#### PROVIDED DATA
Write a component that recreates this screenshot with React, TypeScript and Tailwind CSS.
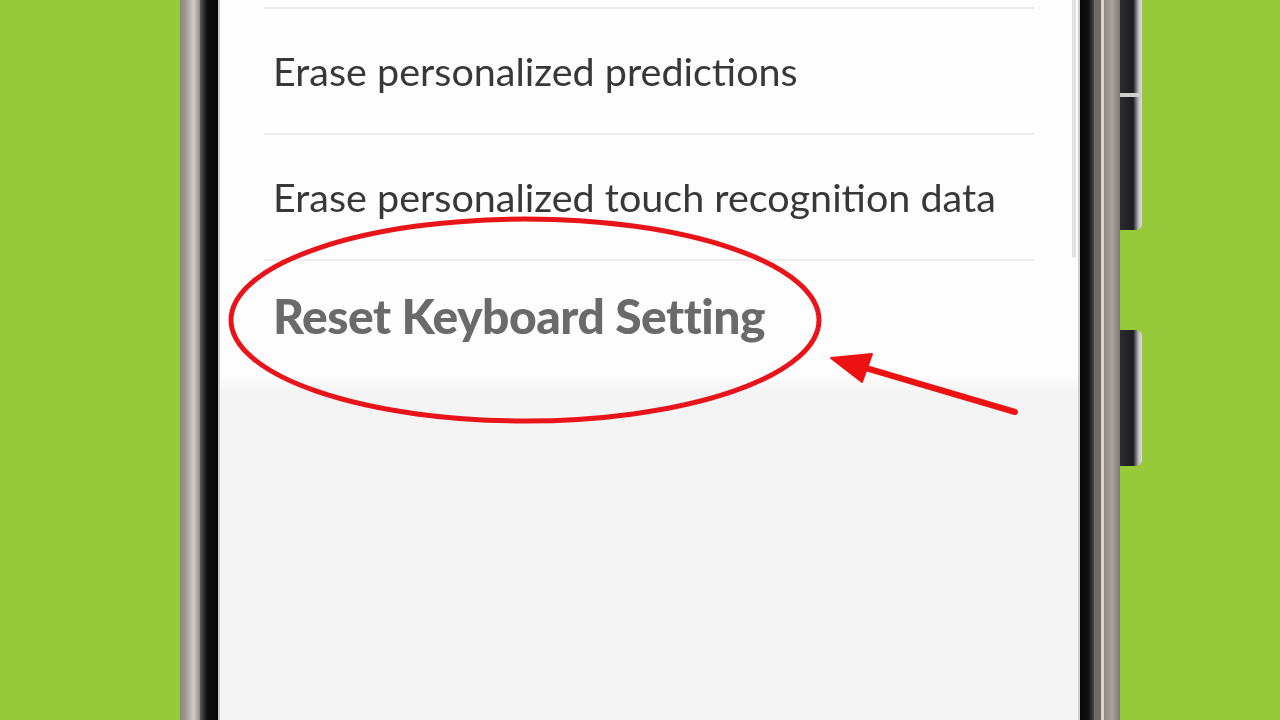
export default function App() {
  const rows = ["Erase personalized predictions", "Erase personalized touch recognition data"];

  return (
    <div className="w-[1280px] h-[720px] overflow-hidden flex bg-[#96ca3a]" style={{ fontFamily: "Lato, 'Noto Sans', sans-serif" }}>
      {/* green margin left */}
      <div className="w-[180px] shrink-0" />

      {/* left frame */}
      <div className="w-[40px] shrink-0 flex">
        <div className="w-[20px] bg-[linear-gradient(to_right,#8a8580,#a29c97_30%,#d2cdc8_70%,#8f8984)]" />
        <div className="w-[18px] bg-[linear-gradient(to_right,#5a5a5a,#0c0c0c_40%,#050505)]" />
        <div className="w-[2px] bg-[#c8c8c8]" />
      </div>

      {/* screen */}
      <div className="relative w-[858px] shrink-0 flex flex-col bg-[#f4f4f4]">
        <div className="bg-[#fdfdfd] pt-[7px] px-[44px] pb-[4px]">
          {rows.map((r) => (
            <div key={r}>
              <div className="h-[2px] bg-[#ebebeb]" />
              <div className="h-[124px] flex items-center pl-[9px] text-[39.5px] text-[#383838] blur-[0.5px]">{r}</div>
            </div>
          ))}
          <div className="h-[2px] bg-[#ededed]" />
          <div className="h-[110px] flex items-center pl-[9px] text-[48px] font-black text-[#6a6a6a] tracking-[-0.5px] blur-[0.3px]">
            Reset Keyboard Setting
          </div>
        </div>
        <div className="h-[16px] bg-[linear-gradient(to_bottom,#fdfdfd,#f4f4f4)]" />
        <div className="flex-1" />

        {/* scrollbar */}
        <div className="absolute right-[2px] top-0 w-[4px] h-[258px] rounded-b-full bg-[#e2e2e2]" />

        {/* annotation */}
        <svg className="absolute left-0 top-0" width="858" height="720" viewBox="221 0 858 720">
          <ellipse cx="526" cy="320" rx="294" ry="101" fill="none" stroke="#e8141a" strokeWidth="5" />
          <line x1="1016" y1="412" x2="860" y2="366" stroke="#ee1111" strokeWidth="6" strokeLinecap="round" />
          <polygon points="832,358 873,354 863,382" fill="#ee1111" stroke="#ee1111" strokeWidth="2" strokeLinejoin="round" />
        </svg>
      </div>

      {/* right frame */}
      <div className="w-[42px] shrink-0 flex">
        <div className="w-[2px] bg-[#d0d0d0]" />
        <div className="w-[14px] bg-[linear-gradient(to_right,#050505,#111_60%,#4a4a4a)]" />
        <div className="w-[7px] bg-[#6d6a67]" />
        <div className="w-[3px] bg-[#d8d4d0]" />
        <div className="w-[16px] bg-[linear-gradient(to_right,#8d8782,#a9a39e_50%,#7f7974)]" />
      </div>

      {/* side buttons */}
      <div className="w-[22px] shrink-0 flex flex-col">
        <div className="h-[93px] bg-[linear-gradient(to_right,#2a2c30,#1c1e22_60%,#bdbdbd_85%,#e0e0e0)]" />
        <div className="h-[4px] bg-[#cfcfcf]" />
        <div className="h-[133px] rounded-br-[6px] bg-[linear-gradient(to_right,#2a2c30,#1c1e22_60%,#bdbdbd_85%,#e0e0e0)]" />
        <div className="h-[100px]" />
        <div className="h-[136px] rounded-r-[6px] bg-[linear-gradient(to_right,#2a2c30,#1c1e22_60%,#bdbdbd_85%,#e0e0e0)]" />
      </div>
      <div className="flex-1" />
    </div>
  );
}
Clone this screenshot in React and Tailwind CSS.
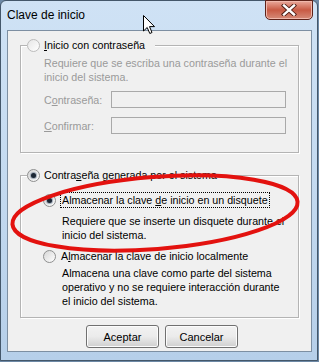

#### WHAT YOU ARE ASKED TO DO
Quote all the records verbatim, dropping any pictures from your copy.

#### ANSWER TO THIS TASK
Write a component that recreates this screenshot with React, TypeScript and Tailwind CSS.
export default function App() {
  const rows = ["Erase personalized predictions", "Erase personalized touch recognition data"];

  return (
    <div className="w-[1280px] h-[720px] overflow-hidden flex bg-[#96ca3a]" style={{ fontFamily: "Lato, 'Noto Sans', sans-serif" }}>
      {/* green margin left */}
      <div className="w-[180px] shrink-0" />

      {/* left frame */}
      <div className="w-[40px] shrink-0 flex">
        <div className="w-[20px] bg-[linear-gradient(to_right,#8a8580,#a29c97_30%,#d2cdc8_70%,#8f8984)]" />
        <div className="w-[18px] bg-[linear-gradient(to_right,#5a5a5a,#0c0c0c_40%,#050505)]" />
        <div className="w-[2px] bg-[#c8c8c8]" />
      </div>

      {/* screen */}
      <div className="relative w-[858px] shrink-0 flex flex-col bg-[#f4f4f4]">
        <div className="bg-[#fdfdfd] pt-[7px] px-[44px] pb-[4px]">
          {rows.map((r) => (
            <div key={r}>
              <div className="h-[2px] bg-[#ebebeb]" />
              <div className="h-[124px] flex items-center pl-[9px] text-[39.5px] text-[#383838] blur-[0.5px]">{r}</div>
            </div>
          ))}
          <div className="h-[2px] bg-[#ededed]" />
          <div className="h-[110px] flex items-center pl-[9px] text-[48px] font-black text-[#6a6a6a] tracking-[-0.5px] blur-[0.3px]">
            Reset Keyboard Setting
          </div>
        </div>
        <div className="h-[16px] bg-[linear-gradient(to_bottom,#fdfdfd,#f4f4f4)]" />
        <div className="flex-1" />

        {/* scrollbar */}
        <div className="absolute right-[2px] top-0 w-[4px] h-[258px] rounded-b-full bg-[#e2e2e2]" />

        {/* annotation */}
        <svg className="absolute left-0 top-0" width="858" height="720" viewBox="221 0 858 720">
          <ellipse cx="526" cy="320" rx="294" ry="101" fill="none" stroke="#e8141a" strokeWidth="5" />
          <line x1="1016" y1="412" x2="860" y2="366" stroke="#ee1111" strokeWidth="6" strokeLinecap="round" />
          <polygon points="832,358 873,354 863,382" fill="#ee1111" stroke="#ee1111" strokeWidth="2" strokeLinejoin="round" />
        </svg>
      </div>

      {/* right frame */}
      <div className="w-[42px] shrink-0 flex">
        <div className="w-[2px] bg-[#d0d0d0]" />
        <div className="w-[14px] bg-[linear-gradient(to_right,#050505,#111_60%,#4a4a4a)]" />
        <div className="w-[7px] bg-[#6d6a67]" />
        <div className="w-[3px] bg-[#d8d4d0]" />
        <div className="w-[16px] bg-[linear-gradient(to_right,#8d8782,#a9a39e_50%,#7f7974)]" />
      </div>

      {/* side buttons */}
      <div className="w-[22px] shrink-0 flex flex-col">
        <div className="h-[93px] bg-[linear-gradient(to_right,#2a2c30,#1c1e22_60%,#bdbdbd_85%,#e0e0e0)]" />
        <div className="h-[4px] bg-[#cfcfcf]" />
        <div className="h-[133px] rounded-br-[6px] bg-[linear-gradient(to_right,#2a2c30,#1c1e22_60%,#bdbdbd_85%,#e0e0e0)]" />
        <div className="h-[100px]" />
        <div className="h-[136px] rounded-r-[6px] bg-[linear-gradient(to_right,#2a2c30,#1c1e22_60%,#bdbdbd_85%,#e0e0e0)]" />
      </div>
      <div className="flex-1" />
    </div>
  );
}
Clone this screenshot in React and Tailwind CSS.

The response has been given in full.